What you should do: Gather all lines containing the string "index" and copy them out.

Data provided:
▬▬▬▬▬▬▬▬▬▬
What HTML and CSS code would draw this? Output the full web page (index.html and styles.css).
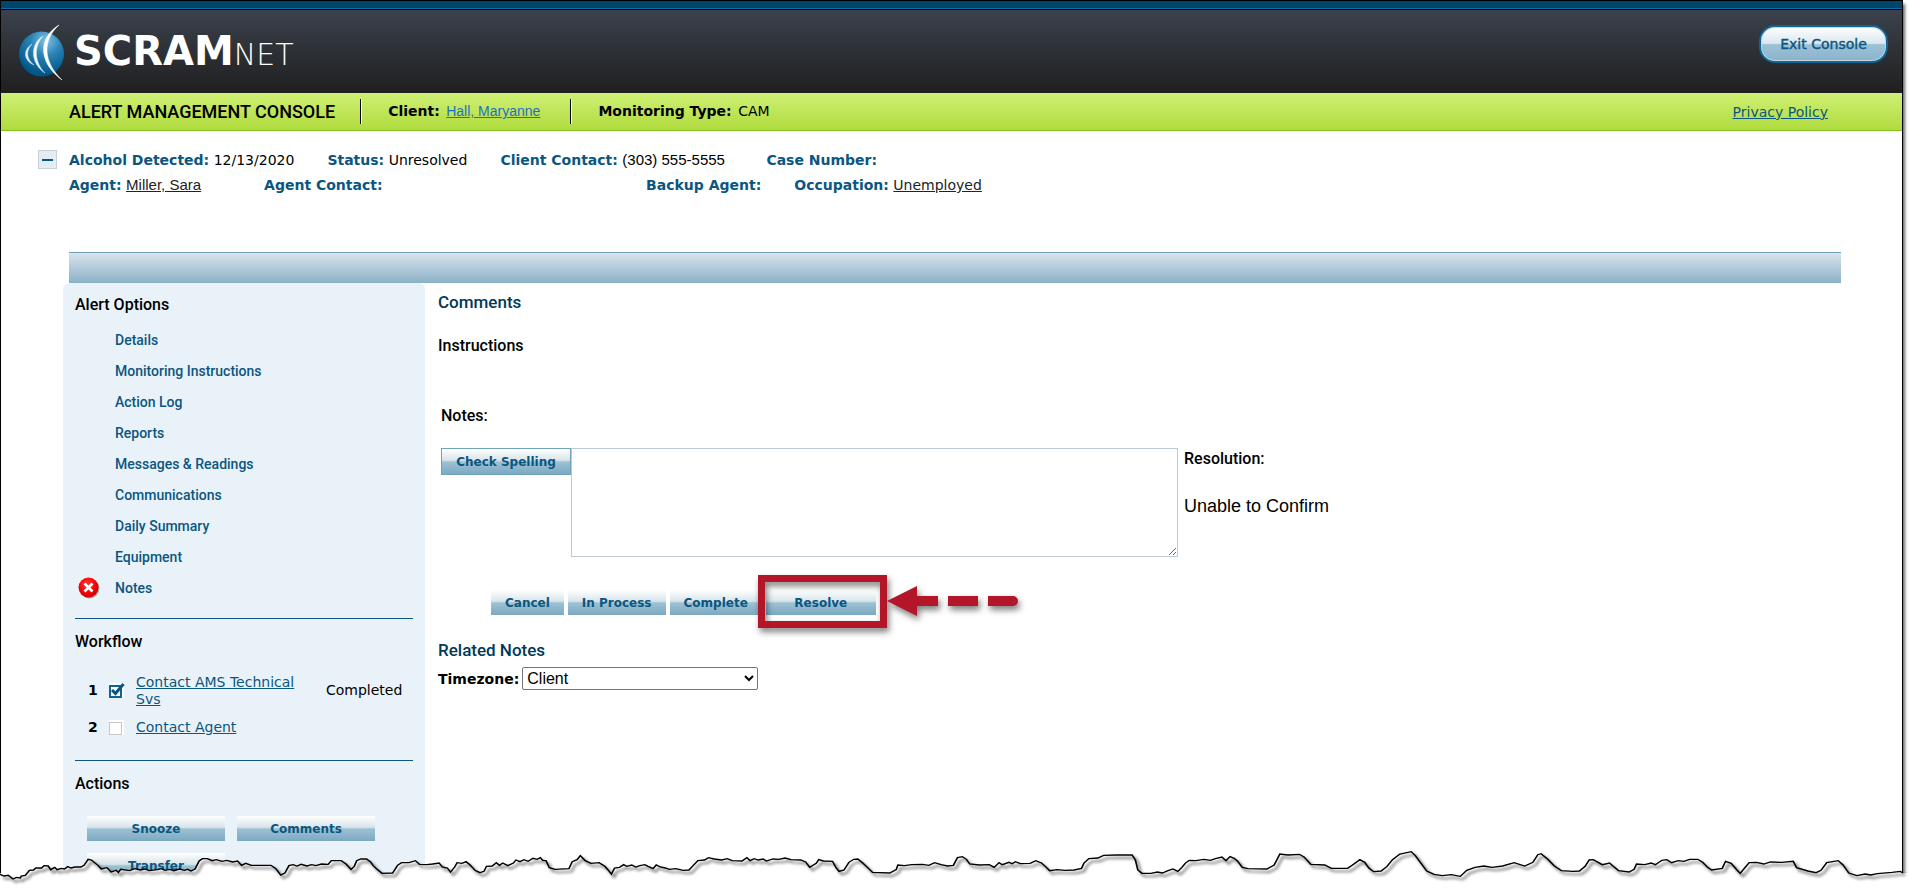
FILE: index.html
```html
<!DOCTYPE html>
<html lang="en">
<head>
    <meta charset="UTF-8">
    <meta name="viewport" content="width=device-width, initial-scale=1.0">
    <title>SCRAMnet - Alert Management Console</title>
    <link rel="stylesheet" href="styles.css">
</head>
<body>
    <div class="page">
        <header class="banner">
            <div class="logo">
                <svg class="logo-mark" width="48" height="58" viewBox="0 0 48 58">
                    <defs>
                        <radialGradient id="globe" cx="60%" cy="20%" r="75%">
                            <stop offset="0" stop-color="#7cc4ea"/>
                            <stop offset="0.45" stop-color="#2b83b4"/>
                            <stop offset="1" stop-color="#00578a"/>
                        </radialGradient>
                    </defs>
                    <circle cx="23.5" cy="30" r="22.5" fill="url(#globe)"/>
                    <path d="M41 1C20 14 20 38 44 56C25 38 24 16 41 1Z" fill="#fff" stroke="#fff" stroke-width="0.6"/>
                    <path d="M25 12C12 20 12 39 27 49C16 38 16 22 25 12Z" fill="#f2f8fc" stroke="#d9eaf4" stroke-width="0.5"/>
                    <path d="M14 20C5 26 5 36 16 41C8 35 8 26 14 20Z" fill="#e3f0f7" stroke="#c4deec" stroke-width="0.5"/>
                </svg>
                <span class="logo-text">SCRAM<span class="logo-net">NET</span></span>
            </div>
            <button class="exit-button" type="button">Exit Console</button>
        </header>

        <div class="title-bar">
            <h1>ALERT MANAGEMENT CONSOLE</h1>
            <p class="title-item"><b>Client:</b> <a class="client-link" href="#">Hall, Maryanne</a></p>
            <p class="title-item"><b>Monitoring Type:</b> CAM</p>
            <a class="privacy" href="#">Privacy Policy</a>
        </div>

        <section class="info">
            <button class="collapse" type="button" aria-label="Collapse"></button>
            <div class="info-rows">
                <div class="info-row">
                    <span><b>Alcohol Detected:</b> 12/13/2020</span>
                    <span><b>Status:</b> Unresolved</span>
                    <span class="client-contact"><b>Client Contact:</b> <span class="arial">(303) 555-5555</span></span>
                    <span><b>Case Number:</b></span>
                </div>
                <div class="info-row second">
                    <span><b>Agent:</b> <a class="arial" href="#">Miller, Sara</a></span>
                    <span class="agent-contact"><b>Agent Contact:</b></span>
                    <span><b>Backup Agent:</b></span>
                    <span><b>Occupation:</b> <a href="#">Unemployed</a></span>
                </div>
            </div>
        </section>

        <div class="band"></div>

        <div class="columns">
            <aside class="sidebar">
                <h3>Alert Options</h3>
                <ul class="options">
                    <li><a href="#">Details</a></li>
                    <li><a href="#">Monitoring Instructions</a></li>
                    <li><a href="#">Action Log</a></li>
                    <li><a href="#">Reports</a></li>
                    <li><a href="#">Messages &amp; Readings</a></li>
                    <li><a href="#">Communications</a></li>
                    <li><a href="#">Daily Summary</a></li>
                    <li><a href="#">Equipment</a></li>
                    <li>
                        <svg class="error-icon" width="22" height="22" viewBox="0 0 22 22">
                            <defs>
                                <radialGradient id="red" cx="45%" cy="35%" r="65%">
                                    <stop offset="0" stop-color="#ff3a3a"/>
                                    <stop offset="0.7" stop-color="#f00000"/>
                                    <stop offset="1" stop-color="#c00000"/>
                                </radialGradient>
                            </defs>
                            <circle cx="11.5" cy="11.5" r="10" fill="#777" opacity="0.6"/>
                            <circle cx="10.5" cy="10.5" r="10" fill="url(#red)"/>
                            <path d="M6.5 6.5L14.5 14.5M14.5 6.5L6.5 14.5" stroke="#fff" stroke-width="2.6"/>
                        </svg>
                        <a href="#">Notes</a>
                    </li>
                </ul>

                <hr>
                <h3>Workflow</h3>
                <table class="workflow">
                    <tr>
                        <th>1</th>
                        <td class="tick">
                            <svg width="16" height="16" viewBox="0 0 16 16">
                                <rect width="15" height="15" fill="#fff"/>
                                <rect x="1" y="3" width="11" height="11" fill="#fff" stroke="#14648f" stroke-width="2"/>
                                <path d="M3 7L6.5 10.5L14.5 1" fill="none" stroke="#0b5680" stroke-width="3"/>
                            </svg>
                        </td>
                        <td class="step"><a href="#">Contact AMS Technical Svs</a></td>
                        <td>Completed</td>
                    </tr>
                    <tr>
                        <th>2</th>
                        <td class="tick">
                            <svg width="16" height="16" viewBox="0 0 16 16">
                                <rect width="15" height="15" fill="#fff"/>
                                <rect x="0.5" y="2.5" width="12" height="12" fill="#fff" stroke="#c8c8c8"/>
                            </svg>
                        </td>
                        <td class="step"><a href="#">Contact Agent</a></td>
                        <td></td>
                    </tr>
                </table>

                <hr>
                <h3>Actions</h3>
                <div class="actions">
                    <button class="bar-button" type="button">Snooze</button>
                    <button class="bar-button" type="button">Comments</button>
                    <button class="bar-button" type="button">Transfer</button>
                </div>
            </aside>

            <main class="content">
                <h2>Comments</h2>
                <h3 class="instructions">Instructions</h3>
                <h3 class="notes-title"><label for="notes">Notes:</label></h3>
                <div class="notes-row">
                    <button class="bar-button spelling" type="button">Check Spelling</button>
                    <textarea id="notes"></textarea>
                    <div class="resolution">
                        <h3>Resolution:</h3>
                        <p>Unable to Confirm</p>
                    </div>
                </div>

                <div class="buttons">
                    <button class="bar-button" type="button">Cancel</button>
                    <button class="bar-button" type="button">In Process</button>
                    <button class="bar-button" type="button">Complete</button>
                    <div class="resolve-wrap">
                        <button class="bar-button resolve" type="button">Resolve</button>
                        <div class="callout"></div>
                        <svg class="arrow" width="140" height="40" viewBox="0 0 140 40">
                            <path d="M0 16L30 1V11H51V21H30V31ZM61 11H91V21H61ZM101 11H126A5 5 0 0 1 126 21H101Z" fill="#b31629"/>
                        </svg>
                    </div>
                </div>

                <h2 class="related">Related Notes</h2>
                <div class="timezone">
                    <label for="timezone">Timezone:</label>
                    <select id="timezone">
                        <option>Client</option>
                        <option>Agent</option>
                    </select>
                </div>
            </main>
        </div>
    </div>

    <!-- torn paper edge over the bottom of the page -->
    <svg class="torn" viewBox="0 0 4680 213" preserveAspectRatio="none">
        <defs>
            <path id="edge" d="M0 163L10 168L20 166L32 177L40 172L50 174L52 168L62 166L72 151L82 150L88 144L102 144L108 137L118 138L124 149L134 142L140 149L150 145L158 147L166 140L174 144L184 141L198 141L206 136L216 118L224 120L240 136L248 147L262 143L272 156L284 151L290 157L296 148L318 152L330 146L344 150L354 147L366 152L386 149L396 146L404 151L416 148L426 152L440 147L452 151L460 148L468 153L478 147L488 123L496 116L508 116L520 122L530 119L544 124L556 121L570 126L582 123L592 136L602 130L616 136L664 136L676 146L688 165L698 159L708 137L718 134L728 138L738 133L752 138L764 134L774 137L788 132L804 133L812 122L836 122L848 132L860 148L868 139L874 122L884 117L898 117L908 126L914 136L924 148L936 160L962 159L974 136L984 128L1002 128L1018 122L1028 133L1046 134L1060 132L1076 129L1084 141L1096 144L1104 156L1114 141L1120 128L1132 130L1142 125L1152 135L1164 151L1176 158L1186 154L1192 139L1206 138L1216 128L1224 136L1232 129L1244 137L1258 129L1264 120L1274 125L1284 119L1294 124L1306 115L1316 118L1324 113L1330 121L1338 122L1346 143L1360 148L1394 146L1402 125L1414 119L1422 107L1434 122L1448 130L1468 128L1482 139L1490 150L1498 162L1506 144L1518 142L1528 134L1536 139L1548 135L1558 141L1568 137
            L1580 134L1588 139L1600 146L1608 135L1618 141L1630 144L1640 148L1656 146L1674 151L1688 150L1696 140L1710 122L1726 120L1736 113L1750 117L1768 120L1782 116L1794 122L1818 123L1830 113L1838 122L1848 116L1858 120L1870 117L1878 123L1894 117L1908 118L1924 114L1938 119L1962 120L1974 126L1984 142L2000 130L2006 119L2018 123L2040 124L2048 142L2056 154L2068 150L2080 127L2092 118L2102 117L2114 129L2128 145L2138 157L2180 159L2196 149L2200 135L2216 137L2234 134L2260 133L2276 136L2290 128L2306 134L2322 138L2336 136L2346 113L2358 110L2368 118L2376 132L2400 135L2424 134L2436 142L2448 128L2456 134L2472 127L2480 131L2488 125L2500 131L2524 130L2538 122L2552 129L2562 140L2572 152L2590 149L2610 151L2632 150L2650 145L2656 129L2668 116L2690 114L2704 106L2734 105L2774 105L2782 120L2788 150L2798 160L2820 160L2836 156L2848 159L2862 152L2874 147L2886 154L2896 142L2904 130L2914 121L2930 122L2950 118L2966 121L2978 116L2994 111L3004 122L3014 110L3024 115L3032 123L3044 142L3058 146L3104 147L3122 135L3136 102L3156 105L3184 103L3196 112L3212 133L3246 135L3262 145L3302 145L3314 135L3332 119L3344 127L3354 144L3366 155L3384 153L3398 140L3412 119L3430 102L3458 95L3468 107L3482 130L3496 153L3514 163L3534 167L3556 164L3578 169L3594 151L3614 142L3636 138L3656 142L3682 138L3710 128L3736 138L3756 127L3768 104L3776 101L3792 117L3808 137L3826 152L3854 154L3870 153L3884 139L3894 120L3904 119L3926 134L3944 129L3956 142L3966 152L3992 156L4004 148L4010 132L4030 134L4046 129L4056 134L4072 121L4084 119L4096 128L4112 122L4126 124L4140 118L4160 118L4172 127L4184 142L4194 150L4220 145L4228 124L4242 130L4256 150L4264 160L4276 142L4286 128L4304 127L4322 132L4338 126L4366 127L4394 124L4402 143L4430 153L4450 158L4462 151L4476 128L4504 122L4516 135L4530 159L4550 167L4570 162L4584 165L4600 161L4636 157L4656 154L4661 157"/>
        </defs>
        <rect class="torn-cover" y="160" width="4680" height="53"/>
        <use class="torn-cover" href="#edge"/>
        <use class="torn-line" href="#edge"/>
    </svg>
</body>
</html>
```
FILE: styles.css
```css
* {
    box-sizing: border-box;
}
body {
    margin: 0;
    padding-right: 7px;
    position: relative;
    height: 100vh;
    overflow: hidden;
    background: #fff;
    color: #000;
    font-family: "DejaVu Sans", Verdana, sans-serif;
    font-size: 14px;
}
h1, h2, h3, p, ul {
    margin: 0;
    padding: 0;
}
h1, h2, h3, .options {
    font-family: "Arial Narrow", Roboto, sans-serif;
    font-weight: 500;
}
button, select, textarea {
    font: inherit;
}
a {
    color: #0b5680;
}
.arial {
    font-family: "Liberation Sans", Arial, sans-serif;
    font-size: 15px;
}
.page {
    height: 100%;
    border: 1px solid #000;
    border-bottom: 0;
    box-shadow: 2px 4px 3px rgba(0, 0, 0, 0.6);
    overflow: hidden;
}

/* top banner */
.banner {
    display: flex;
    justify-content: space-between;
    align-items: flex-start;
    height: 92px;
    padding: 14px 14px 0 17px;
    border-top: 7px solid #00466b;
    background: linear-gradient(#0d6ea6 1px, #000 1px, #000 2px, #3b424d 2px, #1f1f1f);
}
.logo {
    display: flex;
    align-items: center;
    gap: 8px;
}
.logo-text {
    color: #fff;
    font-size: 40px;
    font-weight: bold;
    line-height: 58px;
}
.logo-net {
    font-size: 30px;
    font-weight: 200;
}
.exit-button {
    width: 129px;
    height: 38px;
    margin-top: 3px;
    padding: 0;
    border: 2px solid #0f6595;
    border-radius: 16px;
    background: linear-gradient(#fff, #dbe7ee 48%, #9dc1d5 52%, #8ab3ca);
    box-shadow: inset 0 0 0 1px #c5d6e0;
    color: #0b5680;
    font-size: 14px;
    -webkit-text-stroke: 0.4px #0b5680;
}

/* green bar */
.title-bar {
    display: flex;
    align-items: center;
    height: 38px;
    padding: 0 74px 0 68px;
    background: linear-gradient(#cff075, #b0db3d);
    border-bottom: 1px solid #7fc31c;
}
.title-bar h1 {
    font-size: 18px;
}
.title-item {
    margin-left: 25px;
    padding-left: 27px;
    line-height: 25px;
    border-left: 1px solid #000;
    box-shadow: inset 1px 0 #fff;
}
.title-item b {
    margin-right: 2px;
}
.client-link {
    color: #1f6fc0;
    font-family: "Liberation Sans", Arial, sans-serif;
    font-size: 14px;
    margin-right: 5px;
}
.privacy {
    margin-left: auto;
}

/* alert info */
.info {
    display: flex;
    gap: 12px;
    height: 121px;
    padding: 19px 0 0 37px;
}
.collapse {
    width: 19px;
    height: 19px;
    padding: 0;
    border: 1px solid #c8d0d6;
    background: linear-gradient(#0b5680, #0b5680) center / 11px 2px no-repeat, #e2edf4;
}
.info-row {
    display: flex;
    gap: 33px;
    line-height: 20px;
    white-space: nowrap;
}
.info-row.second {
    margin-top: 5px;
}
.info-row b {
    color: #0b5680;
}
.info-row a {
    color: #222;
}
.client-contact {
    width: 233px;
}
.agent-contact {
    margin-left: 30px;
    width: 349px;
}

.band {
    height: 31px;
    margin: 0 61px 0 68px;
    border-top: 1px solid #6fa0b9;
    background: linear-gradient(#d9e3ec, #8bb1c7);
}
.columns {
    display: flex;
    margin-left: 62px;
    gap: 13px;
}

/* left column */
.sidebar {
    width: 362px;
    height: 640px;
    flex: none;
    padding: 11px 12px 0;
    border-radius: 6px;
    background: #eaf2f9;
}
h3 {
    font-size: 16px;
    line-height: 22px;
}
hr {
    height: 1px;
    margin: 0 0 12px;
    border: 0;
    background: #0b5680;
}
.options {
    list-style: none;
    margin: 8px 0 15px;
    font-size: 14px;
}
.options li {
    display: flex;
    align-items: center;
    justify-content: flex-end;
    height: 31px;
}
.options a {
    width: 298px;
    text-decoration: none;
}
.error-icon {
    margin-right: 15px;
}
.workflow {
    border-spacing: 0;
    width: 100%;
    height: 74px;
    margin: 13px 0 20px;
    line-height: 17px;
}
.workflow th {
    width: 34px;
    padding: 0 0 0 13px;
    text-align: left;
}
.workflow td {
    padding: 0;
}
.workflow .tick {
    width: 27px;
}
.tick svg {
    display: block;
}
.workflow .step {
    width: 190px;
    padding-right: 20px;
}
.actions {
    display: flex;
    flex-wrap: wrap;
    gap: 12px;
    padding: 21px 12px 0;
}
.bar-button {
    height: 25px;
    padding: 0 14px;
    border: 0;
    background: linear-gradient(#fff, #d8e4ea 45%, #9dc1d3 52%, #7ba9c3);
    color: #0b5680;
    font-size: 12px;
    font-weight: bold;
}
.actions .bar-button {
    width: 138px;
}

/* right column */
.content {
    flex: 1;
}
h2 {
    color: #003a57;
    font-size: 17px;
    line-height: 24px;
    padding-top: 7px;
}
.instructions {
    margin-top: 21px;
}
.notes-title {
    margin: 48px 0 0 3px;
}
.notes-row {
    display: flex;
    align-items: flex-start;
    margin: 21px 0 0 3px;
}
.spelling {
    height: 27px;
    width: 130px;
    padding: 0;
    border: 1px solid #6fa3bb;
}
#notes {
    width: 607px;
    height: 109px;
    border: 1px solid #b9cbd8;
}
.resolution {
    padding-left: 6px;
}
.resolution p {
    margin-top: 26px;
    font-family: "Liberation Sans", Arial, sans-serif;
    font-size: 18px;
    line-height: 20px;
}
.buttons {
    display: flex;
    gap: 4px;
    margin: 33px 0 0 53px;
}
.resolve-wrap {
    position: relative;
}
.resolve {
    width: 110px;
}
.callout {
    position: absolute;
    top: -15px;
    left: -8px;
    width: 129px;
    height: 53px;
    border: 7px solid #b31629;
    filter: drop-shadow(2px 4px 3px rgba(0, 0, 0, 0.5));
}
.arrow {
    position: absolute;
    top: -5px;
    left: 121px;
    filter: drop-shadow(2px 4px 3px rgba(0, 0, 0, 0.5));
}
.related {
    margin-top: 16px;
}
.timezone {
    display: flex;
    align-items: center;
    gap: 3px;
    margin-top: 5px;
    font-weight: bold;
}
.timezone select {
    width: 236px;
    height: 23px;
    border: 1px solid #767676;
    border-radius: 2px;
    background: #fff;
    font-family: "Liberation Sans", Arial, sans-serif;
    font-size: 16px;
    font-weight: normal;
}

.torn {
    position: absolute;
    left: 0;
    bottom: 0;
    width: 100%;
    height: 71px;
}
.torn-cover {
    fill: #fff;
}
.torn-line {
    fill: none;
    stroke: #000;
    stroke-width: 4px;
    filter: drop-shadow(7px 9px 4px rgba(0, 0, 0, 0.7));
}
```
▬▬▬▬▬▬▬▬▬▬
Output for this exercise:
What HTML and CSS code would draw this? Output the full web page (index.html and styles.css).
FILE: index.html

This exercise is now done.